TASK INSTRUCTIONS:
Can you transcribe the data exactly? Leave the pictures out.
<<<<
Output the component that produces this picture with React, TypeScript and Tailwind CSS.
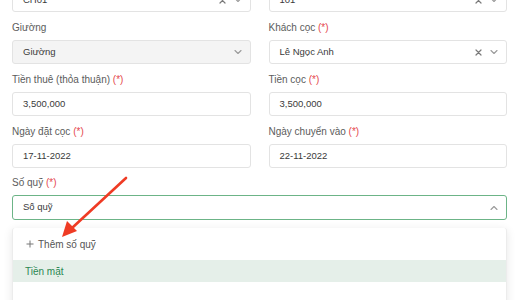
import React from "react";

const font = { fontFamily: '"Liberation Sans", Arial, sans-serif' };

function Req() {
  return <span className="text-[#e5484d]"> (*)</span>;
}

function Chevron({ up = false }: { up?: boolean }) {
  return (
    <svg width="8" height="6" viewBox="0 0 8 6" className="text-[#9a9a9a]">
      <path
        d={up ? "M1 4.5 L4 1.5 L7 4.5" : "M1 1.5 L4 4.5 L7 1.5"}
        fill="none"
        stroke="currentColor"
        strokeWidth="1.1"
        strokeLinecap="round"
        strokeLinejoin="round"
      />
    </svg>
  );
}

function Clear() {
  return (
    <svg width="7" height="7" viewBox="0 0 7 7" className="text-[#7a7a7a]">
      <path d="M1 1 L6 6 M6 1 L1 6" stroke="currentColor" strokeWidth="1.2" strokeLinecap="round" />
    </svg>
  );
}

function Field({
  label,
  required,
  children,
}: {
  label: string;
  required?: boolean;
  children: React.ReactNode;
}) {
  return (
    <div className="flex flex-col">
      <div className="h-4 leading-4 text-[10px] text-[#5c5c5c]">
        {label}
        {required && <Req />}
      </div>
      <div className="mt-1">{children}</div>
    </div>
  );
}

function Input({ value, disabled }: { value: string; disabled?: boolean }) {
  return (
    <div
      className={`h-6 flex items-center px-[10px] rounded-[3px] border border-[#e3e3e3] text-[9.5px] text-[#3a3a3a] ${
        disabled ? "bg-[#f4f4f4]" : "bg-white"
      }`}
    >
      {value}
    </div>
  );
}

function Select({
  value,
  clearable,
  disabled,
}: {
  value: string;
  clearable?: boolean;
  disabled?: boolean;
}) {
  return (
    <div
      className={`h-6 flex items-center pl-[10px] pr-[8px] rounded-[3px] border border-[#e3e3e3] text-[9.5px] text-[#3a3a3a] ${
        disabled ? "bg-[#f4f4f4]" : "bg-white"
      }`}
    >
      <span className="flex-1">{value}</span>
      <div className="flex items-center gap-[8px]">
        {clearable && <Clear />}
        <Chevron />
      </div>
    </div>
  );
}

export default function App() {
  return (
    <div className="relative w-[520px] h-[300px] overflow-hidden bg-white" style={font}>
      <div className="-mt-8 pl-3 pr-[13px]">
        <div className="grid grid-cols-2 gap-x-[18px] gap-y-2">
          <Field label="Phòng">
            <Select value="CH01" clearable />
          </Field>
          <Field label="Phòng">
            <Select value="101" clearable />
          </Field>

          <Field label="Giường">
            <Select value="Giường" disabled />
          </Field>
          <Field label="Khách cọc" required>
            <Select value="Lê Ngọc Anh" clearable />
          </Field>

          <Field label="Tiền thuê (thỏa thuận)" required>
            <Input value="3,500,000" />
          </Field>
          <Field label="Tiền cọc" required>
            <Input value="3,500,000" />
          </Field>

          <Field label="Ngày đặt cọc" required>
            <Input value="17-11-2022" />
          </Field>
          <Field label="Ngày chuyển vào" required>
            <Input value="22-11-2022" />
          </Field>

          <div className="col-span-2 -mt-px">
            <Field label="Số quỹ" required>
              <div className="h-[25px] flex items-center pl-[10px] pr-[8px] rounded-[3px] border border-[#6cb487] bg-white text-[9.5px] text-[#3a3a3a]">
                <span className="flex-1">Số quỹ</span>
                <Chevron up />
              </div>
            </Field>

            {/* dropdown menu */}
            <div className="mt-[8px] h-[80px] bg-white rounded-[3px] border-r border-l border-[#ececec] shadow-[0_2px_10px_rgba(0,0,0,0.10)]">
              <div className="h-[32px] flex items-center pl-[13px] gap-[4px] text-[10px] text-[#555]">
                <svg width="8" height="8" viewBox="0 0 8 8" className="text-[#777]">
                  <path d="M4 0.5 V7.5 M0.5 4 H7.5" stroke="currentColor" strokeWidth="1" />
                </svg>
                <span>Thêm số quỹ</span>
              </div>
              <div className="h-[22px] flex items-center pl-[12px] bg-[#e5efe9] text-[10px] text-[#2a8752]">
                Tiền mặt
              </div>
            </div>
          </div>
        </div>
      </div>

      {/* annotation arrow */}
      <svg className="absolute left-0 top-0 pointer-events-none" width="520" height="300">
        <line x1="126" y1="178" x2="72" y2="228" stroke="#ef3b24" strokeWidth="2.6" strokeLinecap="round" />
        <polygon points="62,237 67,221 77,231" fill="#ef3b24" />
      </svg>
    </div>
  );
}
>>>>
RESPONSE TO THE TASK:
Output the component that produces this picture with React, TypeScript and Tailwind CSS.
import React from "react";

const font = { fontFamily: '"Liberation Sans", Arial, sans-serif' };

function Req() {
  return <span className="text-[#e5484d]"> (*)</span>;
}

function Chevron({ up = false }: { up?: boolean }) {
  return (
    <svg width="8" height="6" viewBox="0 0 8 6" className="text-[#9a9a9a]">
      <path
        d={up ? "M1 4.5 L4 1.5 L7 4.5" : "M1 1.5 L4 4.5 L7 1.5"}
        fill="none"
        stroke="currentColor"
        strokeWidth="1.1"
        strokeLinecap="round"
        strokeLinejoin="round"
      />
    </svg>
  );
}

function Clear() {
  return (
    <svg width="7" height="7" viewBox="0 0 7 7" className="text-[#7a7a7a]">
      <path d="M1 1 L6 6 M6 1 L1 6" stroke="currentColor" strokeWidth="1.2" strokeLinecap="round" />
    </svg>
  );
}

function Field({
  label,
  required,
  children,
}: {
  label: string;
  required?: boolean;
  children: React.ReactNode;
}) {
  return (
    <div className="flex flex-col">
      <div className="h-4 leading-4 text-[10px] text-[#5c5c5c]">
        {label}
        {required && <Req />}
      </div>
      <div className="mt-1">{children}</div>
    </div>
  );
}

function Input({ value, disabled }: { value: string; disabled?: boolean }) {
  return (
    <div
      className={`h-6 flex items-center px-[10px] rounded-[3px] border border-[#e3e3e3] text-[9.5px] text-[#3a3a3a] ${
        disabled ? "bg-[#f4f4f4]" : "bg-white"
      }`}
    >
      {value}
    </div>
  );
}

function Select({
  value,
  clearable,
  disabled,
}: {
  value: string;
  clearable?: boolean;
  disabled?: boolean;
}) {
  return (
    <div
      className={`h-6 flex items-center pl-[10px] pr-[8px] rounded-[3px] border border-[#e3e3e3] text-[9.5px] text-[#3a3a3a] ${
        disabled ? "bg-[#f4f4f4]" : "bg-white"
      }`}
    >
      <span className="flex-1">{value}</span>
      <div className="flex items-center gap-[8px]">
        {clearable && <Clear />}
        <Chevron />
      </div>
    </div>
  );
}

export default function App() {
  return (
    <div className="relative w-[520px] h-[300px] overflow-hidden bg-white" style={font}>
      <div className="-mt-8 pl-3 pr-[13px]">
        <div className="grid grid-cols-2 gap-x-[18px] gap-y-2">
          <Field label="Phòng">
            <Select value="CH01" clearable />
          </Field>
          <Field label="Phòng">
            <Select value="101" clearable />
          </Field>

          <Field label="Giường">
            <Select value="Giường" disabled />
          </Field>
          <Field label="Khách cọc" required>
            <Select value="Lê Ngọc Anh" clearable />
          </Field>

          <Field label="Tiền thuê (thỏa thuận)" required>
            <Input value="3,500,000" />
          </Field>
          <Field label="Tiền cọc" required>
            <Input value="3,500,000" />
          </Field>

          <Field label="Ngày đặt cọc" required>
            <Input value="17-11-2022" />
          </Field>
          <Field label="Ngày chuyển vào" required>
            <Input value="22-11-2022" />
          </Field>

          <div className="col-span-2 -mt-px">
            <Field label="Số quỹ" required>
              <div className="h-[25px] flex items-center pl-[10px] pr-[8px] rounded-[3px] border border-[#6cb487] bg-white text-[9.5px] text-[#3a3a3a]">
                <span className="flex-1">Số quỹ</span>
                <Chevron up />
              </div>
            </Field>

            {/* dropdown menu */}
            <div className="mt-[8px] h-[80px] bg-white rounded-[3px] border-r border-l border-[#ececec] shadow-[0_2px_10px_rgba(0,0,0,0.10)]">
              <div className="h-[32px] flex items-center pl-[13px] gap-[4px] text-[10px] text-[#555]">
                <svg width="8" height="8" viewBox="0 0 8 8" className="text-[#777]">
                  <path d="M4 0.5 V7.5 M0.5 4 H7.5" stroke="currentColor" strokeWidth="1" />
                </svg>
                <span>Thêm số quỹ</span>
              </div>
              <div className="h-[22px] flex items-center pl-[12px] bg-[#e5efe9] text-[10px] text-[#2a8752]">
                Tiền mặt
              </div>
            </div>
          </div>
        </div>
      </div>

      {/* annotation arrow */}
      <svg className="absolute left-0 top-0 pointer-events-none" width="520" height="300">
        <line x1="126" y1="178" x2="72" y2="228" stroke="#ef3b24" strokeWidth="2.6" strokeLinecap="round" />
        <polygon points="62,237 67,221 77,231" fill="#ef3b24" />
      </svg>
    </div>
  );
}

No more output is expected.